Black Radio s’ouvre avec l’annonce d’une émission de radio, prélude à un test de micro. Erykah Badu se lance ensuite dans une superbe interprétation d’Afro Blue, bien différente de la version originale de Mongo Santamaria. Outre Glasper, jouant ici en sourdine, on entend quelques obbligatos du flûtiste Casey Benjamin. Le répertoire réserve d’agréables surprises, comme l’adaptation de la pièce Letter to Hermione de David Bowie qui devient, entre les mains de Glasper et de la chanteuse Bilal (collaboratrice de longue date) une ballade pleine de tendresse. Avec Derrick Hodge à la basse et Chris Dave à la batterie, le groupe et les chanteurs invités forment un ensemble équilibré. Lala Hathaway pose sa voix vocodée sur cette adaptation du titre culte de Nirvana Smells Like Teen Spirit. Le titre de l’album fait référence, selon les notes de Glasper, à la boîte noire d’un avion, reconnue comme indestructible. Quant à la musique ici présentée, c’est le temps qui nous dira lesquels des titres auront longue vie et lesquels seront relégués aux oubliettes. D’aucuns pourraient classer cet album éclectique au rayon du jazz, mais il a tout de même fait une vive impression depuis sa sortie, ralliant du reste de nombreux fanas.

Vijay Iyer Trio: Accelerando
Act Records 9524-2 (Disponible en édition vinyle)

Ce nouvel album du trio formé par Vijay Iyer et ses acolytes, Stephan Crump (contrebasse) et Marcus Gilmore (batterie), repousse les limites du jazz expérimental. Le titre est éloquent: à l’écoute, on ressent une espèce de poussée. Lude est un exemple typique de pièce où le crescendo atteint un sommet avant de décélérer subitement, avec la basse en toile de fond qui ramène l’auditeur au point de départ. Wildflower, de Herbie Nichols, ajoute une touche de variété à l’ensemble par son rythme léger. Dans la reprise de la pièce Mmmhmm de Flying Lotus et du bassiste Thundercat, le piano exécute des envolées lyriques sur un fond de rythme soutenu pendant que Crump joue de l’archet, étirant la mélodie qui s’étale sur la pulsation de Gilmore. Tout comme l’adaptation de la chanson de Bowie dans le projet de Glasper, Iyer inclut dans son répertoire des petits bijoux de la musique pop : The Star of A Story de Rodney Temperton est un air mémorable et accrocheur des années 1970 rendu populaire par George Benson. Human Nature de Michael Jackson est réinventé en étoffant son discours rythmique et harmonique alors que la relecture de l’opus ellingtonien The Village of The Virgins se fait mélancolique. Accelerando devrait attirer de nouveaux auditeurs, en particulier les partisans du fameux trio The Bad Plus.
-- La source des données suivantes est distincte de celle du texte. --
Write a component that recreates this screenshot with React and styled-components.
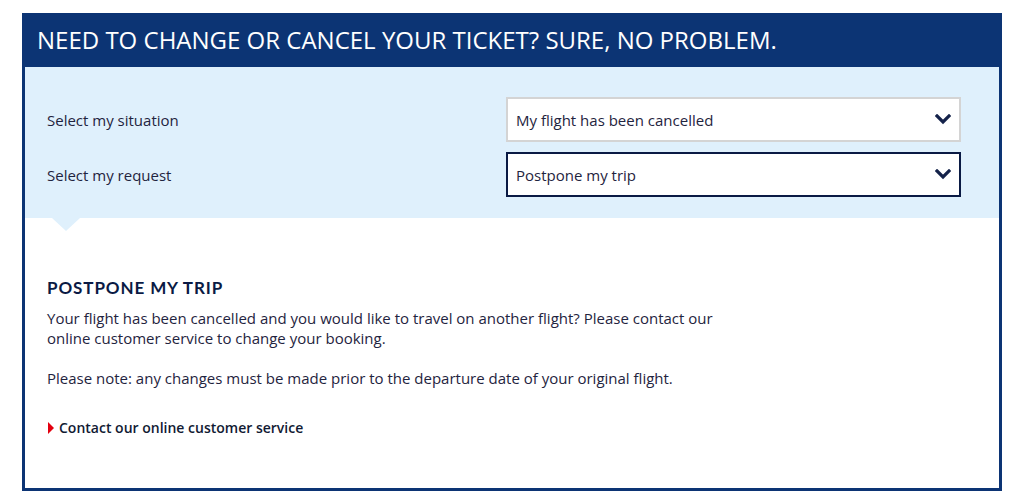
import React from "react";
import styled, { createGlobalStyle } from "styled-components";

const GlobalStyle = createGlobalStyle`
  body {
    margin: 0;
    background: #ffffff;
    font-family: "Open Sans", "Liberation Sans", sans-serif;
  }
`;

const Page = styled.div`
  padding: 13px 0 0 22px;
`;

const Card = styled.section`
  width: 980px;
  height: 478px;
  box-sizing: border-box;
  border: 3px solid #0c3474;
  border-top: none;
  display: flex;
  flex-direction: column;
`;

const Header = styled.h1`
  position: relative;
  margin: 0 -3px;
  height: 54px;
  padding: 0 15px;
  background: #0c3474;
  color: #ffffff;
  font-size: 24px;
  font-weight: 400;
  line-height: 53px;

  &::after {
    content: "";
    position: absolute;
    left: 30px;
    bottom: -11px;
    border-left: 12px solid transparent;
    border-right: 12px solid transparent;
    border-top: 11px solid #0c3474;
  }
`;

const Options = styled.div`
  position: relative;
  background: #dff0fc;
  padding: 30px 38px 21px 22px;
  display: flex;
  flex-direction: column;
  gap: 10px;

  &::after {
    content: "";
    position: absolute;
    left: 27px;
    bottom: -13px;
    border-left: 14px solid transparent;
    border-right: 14px solid transparent;
    border-top: 13px solid #dff0fc;
  }
`;

const Row = styled.div`
  display: flex;
  align-items: center;
  justify-content: space-between;
`;

const Label = styled.span`
  font-size: 15px;
  color: #1f2440;
`;

const Select = styled.div`
  width: 455px;
  height: 45px;
  box-sizing: border-box;
  background: #ffffff;
  border: 2px solid ${(p) => (p.$active ? "#0a1a44" : "#d4d4d4")};
  display: flex;
  align-items: center;
  justify-content: space-between;
  padding: 0 8px;
  font-size: 15px;
  color: #1f2440;
`;

const Chevron = () => (
  <svg width="16" height="11" viewBox="0 0 16 11">
    <path
      d="M2 2 L8 8 L14 2"
      fill="none"
      stroke="#14224a"
      strokeWidth="3.2"
      strokeLinecap="square"
    />
  </svg>
);

const Content = styled.div`
  padding: 59px 22px 0;
  color: #1f2440;
`;

const Title = styled.h2`
  margin: 0 0 10px;
  font-family: "Lato", "Open Sans", sans-serif;
  font-size: 17px;
  font-weight: 700;
  letter-spacing: 0.9px;
  color: #0a1a44;
`;

const Text = styled.p`
  margin: 0 0 20px;
  max-width: 690px;
  font-size: 15px;
  line-height: 20px;
`;

const LinkLine = styled.a`
  display: flex;
  align-items: center;
  gap: 5px;
  margin-top: 30px;
  font-size: 14px;
  font-weight: 600;
  color: #111a33;
  text-decoration: none;

  &::before {
    content: "";
    border-top: 6px solid transparent;
    border-bottom: 6px solid transparent;
    border-left: 6px solid #e3000f;
    margin-left: 1px;
  }
`;

export default function App() {
  return (
    <>
      <GlobalStyle />
      <Page>
        <Card>
          <Header>NEED TO CHANGE OR CANCEL YOUR TICKET? SURE, NO PROBLEM.</Header>
          <Options>
            <Row>
              <Label>Select my situation</Label>
              <Select>
                My flight has been cancelled
                <Chevron />
              </Select>
            </Row>
            <Row>
              <Label>Select my request</Label>
              <Select $active>
                Postpone my trip
                <Chevron />
              </Select>
            </Row>
          </Options>
          <Content>
            <Title>POSTPONE MY TRIP</Title>
            <Text>
              Your flight has been cancelled and you would like to travel on another flight? Please contact our
              online customer service to change your booking.
            </Text>
            <Text>Please note: any changes must be made prior to the departure date of your original flight.</Text>
            <LinkLine href="#">Contact our online customer service</LinkLine>
          </Content>
        </Card>
      </Page>
    </>
  );
}
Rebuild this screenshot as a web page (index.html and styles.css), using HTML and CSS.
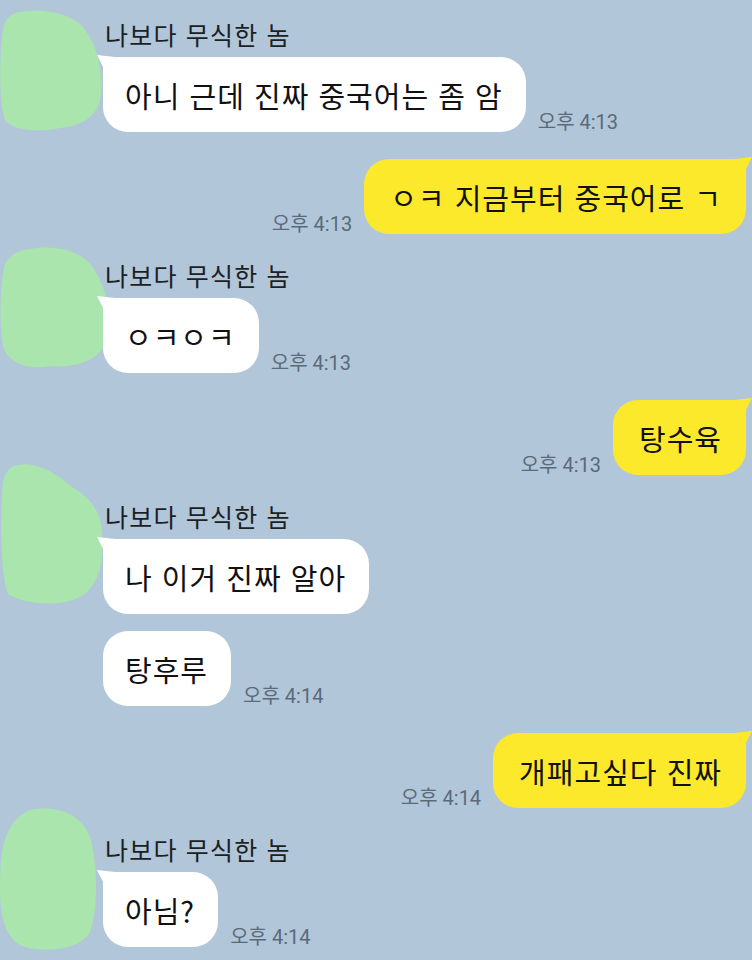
FILE: index.html
```html
<!DOCTYPE html>
<html lang="ko">
<head>
<meta charset="utf-8">
<link rel="stylesheet" href="styles.css">
</head>
<body>
<div class="chat">
  <div class="group">
    <svg class="blob blob1" width="106" height="124" viewBox="0 0 106 124"><path d="M20,2 C45,-2 75,4 85,20 C100,40 104,70 100,90 C96,108 80,116 60,118 C40,122 15,122 5,110 C-2,90 0,40 3,20 C5,8 12,3 20,2 Z"/></svg>
    <div class="name">나보다 무식한 놈</div>
    <div class="rows">
      <div class="row"><div class="bubble tail">아니 근데 진짜 중국어는 좀 암</div><span class="time">오후 4:13</span></div>
    </div>
  </div>
  <div class="row sent"><span class="time">오후 4:13</span><div class="bubble mine tail">ㅇㅋ 지금부터 중국어로 ㄱ</div></div>
  <div class="group">
    <svg class="blob blob2" width="112" height="128" viewBox="0 0 112 128"><path d="M30,3 C55,-2 85,5 95,25 C108,45 112,75 106,95 C100,115 75,122 50,120 C30,124 8,118 3,100 C-1,75 0,35 5,18 C10,8 20,4 30,3 Z"/></svg>
    <div class="name">나보다 무식한 놈</div>
    <div class="rows">
      <div class="row"><div class="bubble tail">ㅇㅋㅇㅋ</div><span class="time">오후 4:13</span></div>
    </div>
  </div>
  <div class="row sent"><span class="time">오후 4:13</span><div class="bubble mine tail">탕수육</div></div>
  <div class="group">
    <svg class="blob blob3" width="104" height="146" viewBox="0 0 104 146"><path d="M18,3 C35,-1 55,10 72,25 C88,35 100,45 102,70 C105,100 98,125 80,135 C60,145 25,143 8,132 C0,110 0,50 3,20 C5,10 10,4 18,3 Z"/></svg>
    <div class="name">나보다 무식한 놈</div>
    <div class="rows">
      <div class="row"><div class="bubble tail">나 이거 진짜 알아</div></div>
      <div class="row"><div class="bubble">탕후루</div><span class="time">오후 4:14</span></div>
    </div>
  </div>
  <div class="row sent"><span class="time">오후 4:14</span><div class="bubble mine tail">개패고싶다 진짜</div></div>
  <div class="group">
    <svg class="blob blob4" width="98" height="146" viewBox="0 0 98 146"><path d="M30,3 C55,-2 80,5 90,30 C98,60 98,100 90,125 C80,142 50,146 25,140 C5,133 0,110 0,80 C0,45 3,15 30,3 Z"/></svg>
    <div class="name">나보다 무식한 놈</div>
    <div class="rows">
      <div class="row"><div class="bubble tail">아님?</div><span class="time">오후 4:14</span></div>
    </div>
  </div>
</div>
</body>
</html>
```
FILE: styles.css
```css
html, body {
  margin: 0;
  padding: 0;
}
body {
  background: #b2c6d9;
  font-family: "Noto Sans CJK KR", "Noto Sans", sans-serif;
  color: #141414;
  width: 752px;
  height: 960px;
  overflow: hidden;
}
.chat {
  display: flex;
  flex-direction: column;
  gap: 27px;
  padding-top: 20px;
}
.group {
  position: relative;
  display: flex;
  flex-direction: column;
  padding-left: 103px;
}
.blob {
  position: absolute;
  left: 0;
  fill: #aae5ae;
}
.blob1 { top: -10px; }
.blob2 { top: -15px; }
.blob3 { top: -40px; }
.blob4 { top: -28px; }
.name {
  font-size: 25px;
  letter-spacing: 1.2px;
  line-height: 28px;
  height: 28px;
  margin-bottom: 9px;
  margin-left: 2px;
  color: #1c1f24;
  white-space: nowrap;
}
.rows {
  display: flex;
  flex-direction: column;
  gap: 17px;
}
.row {
  display: flex;
  align-items: flex-end;
  gap: 12px;
}
.row.sent {
  justify-content: flex-end;
  padding-right: 6px;
}
.bubble {
  position: relative;
  height: 75px;
  box-sizing: border-box;
  display: flex;
  align-items: center;
  padding: 0 23px 0 22px;
  background: #ffffff;
  border-radius: 25px;
  font-size: 29px;
  letter-spacing: 1px;
  white-space: nowrap;
  color: #111111;
}
.bubble.mine {
  background: #fde92b;
  padding: 0 24px 0 26px;
}
.bubble.tail {
  border-top-left-radius: 6px;
}
.bubble.tail::before {
  content: "";
  position: absolute;
  top: -2px;
  left: -6px;
  width: 18px;
  height: 16px;
  background: inherit;
  clip-path: polygon(0 0, 100% 12%, 100% 100%, 45% 100%);
}
.bubble.mine.tail {
  border-top-left-radius: 25px;
  border-top-right-radius: 6px;
}
.bubble.mine.tail::before {
  left: auto;
  right: -6px;
  clip-path: polygon(100% 0, 0 12%, 0 100%, 55% 100%);
}
.time {
  font-family: Roboto, "Noto Sans CJK KR", sans-serif;
  font-size: 20px;
  line-height: 20px;
  margin-bottom: 0;
  color: #5a6a7b;
  white-space: nowrap;
}
```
Traduction: Lina Scarpellini



Voies Parallèles

par Annie Landreville

Theo Bleckmann Hello Earth! – The Music of Kate Bush
Winter and Winter 910 183-2
www.theobleckmann.com

Le chanteur, jadis entendu aux côtés de Meredith Monk, John Zorn, Laurie Anderson et Anthony Braxton, a pris la musique de Kate Bush à bras-le-corps et il a réussi à actualiser brillamment cette pop de haute gamme qui n’a pas toujours très bien vieilli. Il faut dire que la majorité des reprises entendues ici ont été enregistrées dans les années 1980. Les arrangements sont souvent fidèles aux originaux, par exemple Under Ice ou encore dans une version très contemporaine de You Running up that Hill où la batterie prend beaucoup de place et où la voix, placée en avant, semble flotter sur les rythmes. Mais la musique de Bleckmann sait aussi se faire plus punk rock dans Violin, très jazz dans Saxophone et donne à Army Dreamers des allures de chanson à boire. Sa voix sied très bien aux mélodies et rythmes complexes de cette musique. Il peut gravir haut dans les aigus, mais il est ici plein de retenu, abordant le tout avec une relative douceur. Les musiciens, dont le violoniste Caleb Burhans, le bassiste Skúli Sverrisson et l’excellent batteur et percussionniste John Hollenbeck explorent plusieurs couleurs musicales, mais restent relativement discrets pour mieux servir la voix sensuelle du chanteur. On aurait souhaité un peu plus de folie dans cette aventure, bien que l’on connaisse le potentiel des protagonistes, mais le tout emmène quand même la pop vers d’autres horizons, tout en respectant les chansons originales, dans un équilibre souvent difficile à atteindre dans ce genre de production. Élégant.

Little Red Big Bang
ILK 186CD
www.littleredsuitcase.com

Plus aventureux que l’hommage à Kate Bush, on a droit ici à du matériel original, dans tous les sens du terme. Cette formation danoise nous offre une étrange combinaison de jazz et de musiques improvisées doublées de chansons aux mélodies aussi accrocheuses que les textes. Tout ça cohabite en harmonie. Le climat général n’est pas sans rappeler la collaboration entre Brigitte Fontaine et L’Art Ensemble of Chicago sur le mythique enregistrement Comme à la radio. L’esprit théâtral et le style cabaret déjanté donnent franchement envie de voir le tout sur scène. Deux compositrices sont à la tête de ce projet, soit la chanteuse Elena Setién ainsi que la chanteuse et pianiste Johanna Borchert, deux figures incontournables de la musique d’avant-garde du Danemark. Elles sont accompagnées par la crème des musiciens de jazz de pointe de ce coin du monde, entre autres, Jesper Løvdal, au saxophone ténor, le contrebassiste Jonas Westergaard ainsi que le batteur-compositeur Peter Bruun. Que ce soit au sein de Little Red Suitcase, leur précédent projet ou Little Red Big Bang, l’esprit est le même: une folle liberté qui mêle des musiques teintées de free jazz, des mélodies simples et ludiques, et des textes des deux compositrices qui flirtent avec la poésie quand s’ajoutent les mots de Rainer Maria Rilke sur Herbst.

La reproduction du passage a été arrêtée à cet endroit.